Optional != @Nullable
Jed Wesley-Smith
jed.wesleysmith at gmail.com
Sun Sep 30 16:09:41 PDT 2012
On 1 October 2012 08:44, Sam Pullara <sam at sampullara.com> wrote:
> If that is what you think it is, then I am definitely against it.
> Introducing a runtime cost for documentation seems like a bad idea to me.
>
I believe this runtime cost (a single allocation) may be significantly
over-stated. The JVM is already heavily optimised for small short-lived
object creation, and there would be obvious scope for further HotSpot
optimisation of these (such as stack-allocation or even elision in hot
loops) if they become common. NPEs are much more expensive to raise.
It is also definitely not documentation, it is type safety.

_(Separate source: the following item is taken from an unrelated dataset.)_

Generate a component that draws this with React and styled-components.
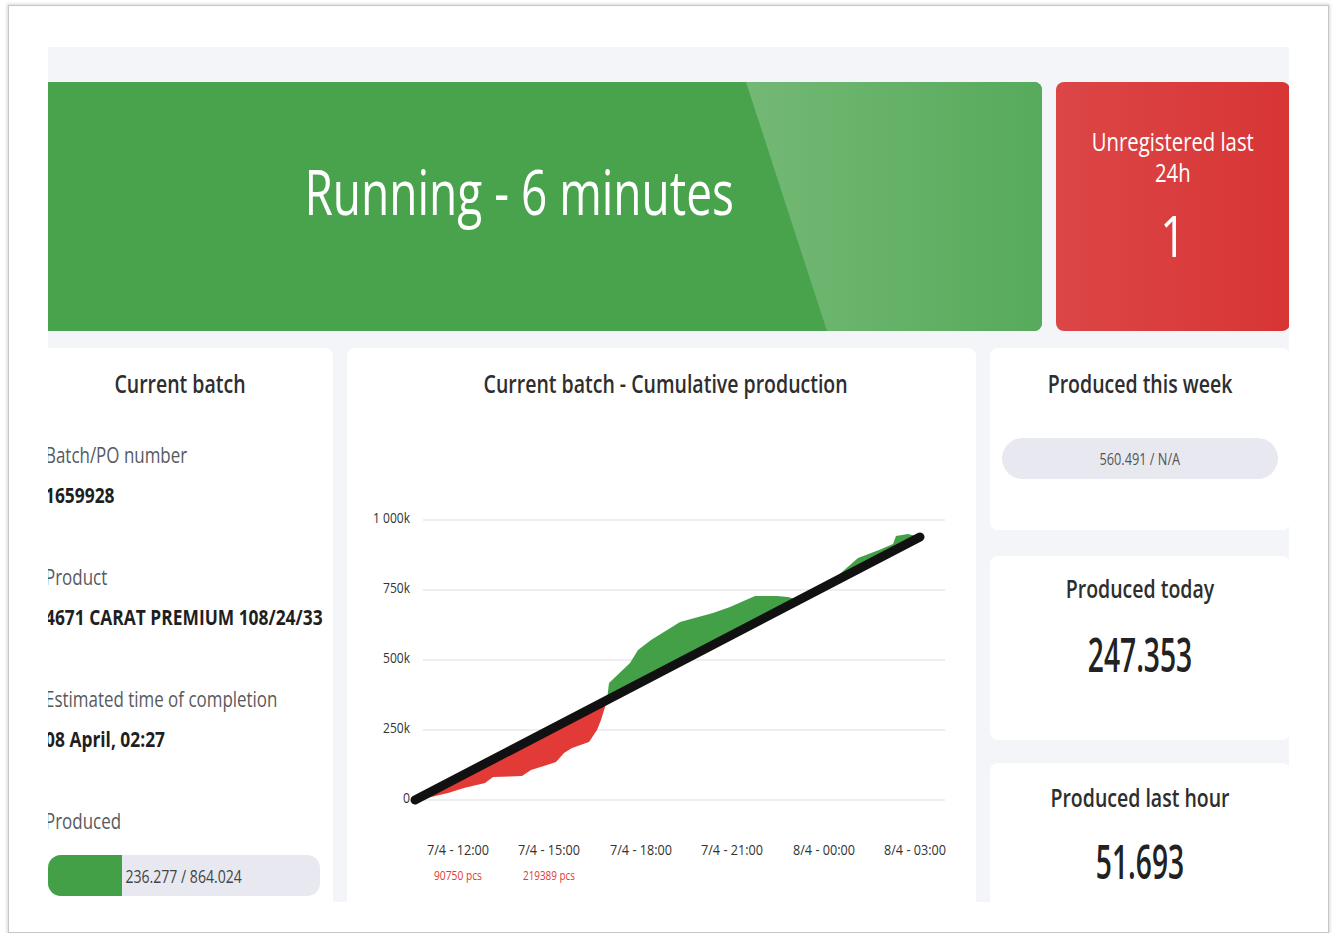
import React from 'react';
import styled, { createGlobalStyle, css } from 'styled-components';

const colors = {
  board: '#f4f5f9',
  card: '#ffffff',
  green: '#48a34c',
  fillGreen: '#43a047',
  fillRed: '#e23a36',
  track: '#e8e9f0',
  title: '#2e2e2e',
  label: '#565a5e',
  value: '#1f1f1f',
  grid: '#e9e9ec'
};

const squeeze = (k, origin = 'center') => css`
  display: block;
  white-space: nowrap;
  transform: scaleX(${k});
  transform-origin: ${origin};
`;

const GlobalStyle = createGlobalStyle`
  html, body {
    margin: 0;
    background: #ffffff;
    font-family: "Open Sans", "Noto Sans", sans-serif;
  }
`;

const Frame = styled.div`
  box-sizing: border-box;
  width: 1321px;
  height: 928px;
  margin: 5px 0 0 8px;
  padding: 41px 0 0 39px;
  border: 1px solid #c6c6c6;
  box-shadow: 0 0 3px 1px rgba(0, 0, 0, 0.16);
  background: #ffffff;
`;

const Viewport = styled.div`
  width: 1241px;
  height: 855px;
  overflow: hidden;
  background: ${colors.board};
`;

const Dashboard = styled.div`
  width: 1263px;
  margin-left: -21px;
  padding-top: 35px;
`;

const StatusRow = styled.div`
  display: grid;
  grid-template-columns: 1015px 234px;
  gap: 14px;
  height: 249px;
`;

const RunningBanner = styled.div`
  position: relative;
  overflow: hidden;
  display: flex;
  align-items: center;
  justify-content: center;
  padding: 0 31px 32px 0;
  border-radius: 8px;
  background: ${colors.green};

  &::after {
    content: '';
    position: absolute;
    inset: 0;
    clip-path: polygon(719px 0, 100% 0, 100% 100%, 800px 100%);
    background: linear-gradient(90deg, #74b976 70%, #57aa5b 100%);
  }
`;

const BannerText = styled.span`
  position: relative;
  z-index: 1;
  color: #ffffff;
  font-size: 63px;
  line-height: 76px;
  font-weight: 400;
  ${squeeze(0.73)};
`;

const AlertCard = styled.div`
  display: flex;
  flex-direction: column;
  align-items: center;
  padding-top: 44px;
  border-radius: 8px;
  background: linear-gradient(90deg, #dc4646 0%, #d83535 100%);
  color: #ffffff;
`;

const AlertLine = styled.span`
  font-size: 26px;
  line-height: 31px;
  ${squeeze(0.78)};
`;

const AlertCount = styled.span`
  margin-top: 17px;
  font-size: 56px;
  line-height: 60px;
  ${squeeze(0.8)};
`;

const CardsRow = styled.div`
  display: grid;
  grid-template-columns: 306px 629px 300px;
  gap: 14px;
  margin-top: 17px;
  align-items: start;
`;

const Card = styled.section`
  box-sizing: border-box;
  height: ${p => p.$h}px;
  padding-top: ${p => p.$pt || 18}px;
  border-radius: 8px;
  background: ${colors.card};
`;

const CardTitle = styled.h2`
  margin: 0;
  padding-left: ${p => p.$shift || 0}px;
  font-size: 26px;
  line-height: 34px;
  font-weight: 600;
  color: ${colors.title};
  text-align: center;
  ${squeeze(0.75)};
`;

const FieldList = styled.div`
  display: flex;
  flex-direction: column;
  margin-top: 40px;
  padding-left: 18px;
`;

const Field = styled.div`
  display: flex;
  flex-direction: column;
  gap: ${p => p.$gap || 12}px;
  margin-bottom: 54px;
`;

const FieldLabel = styled.span`
  font-size: 22px;
  line-height: 28px;
  color: ${colors.label};
  ${squeeze(0.77, 'left')};
`;

const FieldValue = styled.span`
  font-size: 22px;
  line-height: 28px;
  font-weight: 700;
  color: ${colors.value};
  ${squeeze(0.79, 'left')};
`;

const ProgressTrack = styled.div`
  display: grid;
  width: 272px;
  height: 41px;
  margin-left: 3px;
  overflow: hidden;
  border-radius: 13px;
  background: ${colors.track};

  & > * {
    grid-area: 1 / 1;
  }
`;

const ProgressFill = styled.div`
  justify-self: start;
  height: 100%;
  background: ${colors.fillGreen};
`;

const ProgressText = styled.span`
  align-self: center;
  justify-self: center;
  font-size: 19px;
  color: #444;
  ${squeeze(0.74)};
`;

const ChartSvg = styled.svg`
  display: block;
  width: 629px;
  height: 500px;
  font-family: "Open Sans", sans-serif;
`;

const AxisText = styled.text`
  font-size: ${p => p.$size || 15}px;
  fill: ${p => p.$color || '#333333'};
`;

const RightColumn = styled.div`
  display: flex;
  flex-direction: column;
`;

const StatCard = styled(Card)`
  display: flex;
  flex-direction: column;
  margin-top: ${p => p.$mt || 0}px;
`;

const WeekPill = styled.div`
  display: flex;
  align-items: center;
  justify-content: center;
  height: 41px;
  margin: 38px 12px 0;
  border-radius: 21px;
  background: ${colors.track};
`;

const PillText = styled.span`
  font-size: 17px;
  color: #555;
  ${squeeze(0.75)};
`;

const StatValue = styled.span`
  margin-top: ${p => p.$mt}px;
  font-size: 47px;
  line-height: 56px;
  font-weight: 600;
  color: #222;
  text-align: center;
  ${squeeze(0.6)};
`;

const gridLines = [
  { y: 120, label: '1 000k', w: 37 },
  { y: 190, label: '750k', w: 27 },
  { y: 260, label: '500k', w: 27 },
  { y: 330, label: '250k', w: 27 },
  { y: 400, label: '0', w: 7 }
];

const ticks = [
  { x: 111, label: '7/4 - 12:00', note: '90750 pcs', nw: 48 },
  { x: 202, label: '7/4 - 15:00', note: '219389 pcs', nw: 52 },
  { x: 294, label: '7/4 - 18:00' },
  { x: 385, label: '7/4 - 21:00' },
  { x: 477, label: '8/4 - 00:00' },
  { x: 568, label: '8/4 - 03:00' }
];

// behind plan: target line down to the crossing, then the actual curve back
const behindArea = [
  [68, 400], [260, 300], [258, 307], [254, 320], [250, 330], [242, 342],
  [225, 348], [217, 353], [209, 362], [200, 365], [184, 370], [175, 376],
  [146, 377], [138, 383], [117, 388], [101, 393], [80, 398]
];

const aheadArea = [
  [260, 300], [262, 283], [283, 263], [291, 250], [304, 240], [325, 227],
  [333, 222], [366, 213], [383, 207], [408, 196], [430, 196], [441, 197], [452, 200]
];

const aheadLate = [
  [480, 185], [495, 172], [511, 158], [532, 150], [546, 144], [549, 136],
  [561, 134], [573, 137]
];

const toPoints = pts => pts.map(p => p.join(',')).join(' ');

const CumulativeChart = () => (
  <ChartSvg viewBox="0 0 629 500">
    {gridLines.map(g => (
      <g key={g.label}>
        <line x1="76" x2="598" y1={g.y} y2={g.y} stroke={colors.grid} strokeWidth="1.5" />
        <AxisText x="63" y={g.y + 3} textAnchor="end" textLength={g.w} lengthAdjust="spacingAndGlyphs">
          {g.label}
        </AxisText>
      </g>
    ))}

    <polygon points={toPoints(behindArea)} fill={colors.fillRed} />
    <polygon points={toPoints(aheadArea)} fill={colors.fillGreen} />
    <polygon points={toPoints(aheadLate)} fill={colors.fillGreen} />
    <line x1="68" y1="400" x2="573" y2="137" stroke="#111" strokeWidth="9" strokeLinecap="round" />

    {ticks.map(t => (
      <g key={t.label}>
        <AxisText x={t.x} y="455" textAnchor="middle" textLength="62" lengthAdjust="spacingAndGlyphs">
          {t.label}
        </AxisText>
        {t.note && (
          <AxisText
            x={t.x}
            y="480"
            $size={12}
            $color={colors.fillRed}
            textAnchor="middle"
            textLength={t.nw}
            lengthAdjust="spacingAndGlyphs"
          >
            {t.note}
          </AxisText>
        )}
      </g>
    ))}
  </ChartSvg>
);

const batch = {
  number: '1659928',
  product: '4671 CARAT PREMIUM 108/24/33',
  eta: '08 April, 02:27',
  produced: 236277,
  target: 864024
};

const fmt = n => n.toLocaleString('de-DE');

const App = () => {
  const pct = (batch.produced / batch.target) * 100;

  return (
    <>
      <GlobalStyle />
      <Frame>
        <Viewport>
          <Dashboard>
            <StatusRow>
              <RunningBanner>
                <BannerText>Running - 6 minutes</BannerText>
              </RunningBanner>
              <AlertCard>
                <AlertLine>Unregistered last</AlertLine>
                <AlertLine>24h</AlertLine>
                <AlertCount>1</AlertCount>
              </AlertCard>
            </StatusRow>

            <CardsRow>
              <Card $h={600}>
                <CardTitle>Current batch</CardTitle>
                <FieldList>
                  <Field>
                    <FieldLabel>Batch/PO number</FieldLabel>
                    <FieldValue>{batch.number}</FieldValue>
                  </Field>
                  <Field>
                    <FieldLabel>Product</FieldLabel>
                    <FieldValue>{batch.product}</FieldValue>
                  </Field>
                  <Field>
                    <FieldLabel>Estimated time of completion</FieldLabel>
                    <FieldValue>{batch.eta}</FieldValue>
                  </Field>
                  <Field $gap={21}>
                    <FieldLabel>Produced</FieldLabel>
                    <ProgressTrack>
                      <ProgressFill style={{ width: `${pct}%` }} />
                      <ProgressText>
                        {fmt(batch.produced)} / {fmt(batch.target)}
                      </ProgressText>
                    </ProgressTrack>
                  </Field>
                </FieldList>
              </Card>

              <Card $h={600}>
                <CardTitle $shift={11}>Current batch - Cumulative production</CardTitle>
                <CumulativeChart />
              </Card>

              <RightColumn>
                <StatCard $h={182}>
                  <CardTitle>Produced this week</CardTitle>
                  <WeekPill>
                    <PillText>560.491 / N/A</PillText>
                  </WeekPill>
                </StatCard>
                <StatCard $h={184} $pt={15} $mt={26}>
                  <CardTitle>Produced today</CardTitle>
                  <StatValue $mt={21}>247.353</StatValue>
                </StatCard>
                <StatCard $h={220} $pt={17} $mt={23}>
                  <CardTitle>Produced last hour</CardTitle>
                  <StatValue $mt={19}>51.693</StatValue>
                </StatCard>
              </RightColumn>
            </CardsRow>
          </Dashboard>
        </Viewport>
      </Frame>
    </>
  );
};

export default App;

> Especially since we aren't planning on changing the entire JDK library to
> return Optional<T> when they may return null.
>
Of course not, that isn't an option [ok, lame pun intended]. However, it is
easy to bring a nullable thing into an Option if needed. This has been the
general experience in Scala where the code that interfaces with legacy Java
has judicious wrapping into Option and NPEs are mostly a thing of the past.
> At this point in Java's life I am willing to concede that null exists and
> having a better way of dealing with it is great but it should deal with it
> in the context of current libraries. The transitivity, will stop as soon
> as you encounter an API that doesn't support Optional as you'll need to be
> explicit.
>
Right, so explicitly dealing with existing nulls is as easy as:
public static <T> Option<T> option(@Nullable T t) {
if (t == null)
return none();
return some(t);
}
Don't @Nullable/@NotNull have similar transitivity?
>
No they don't. You need an external static analysis tool to give you that –
as I showed before the compiler doesn't know or care and if you change
them, the changes don't carry through to the caller.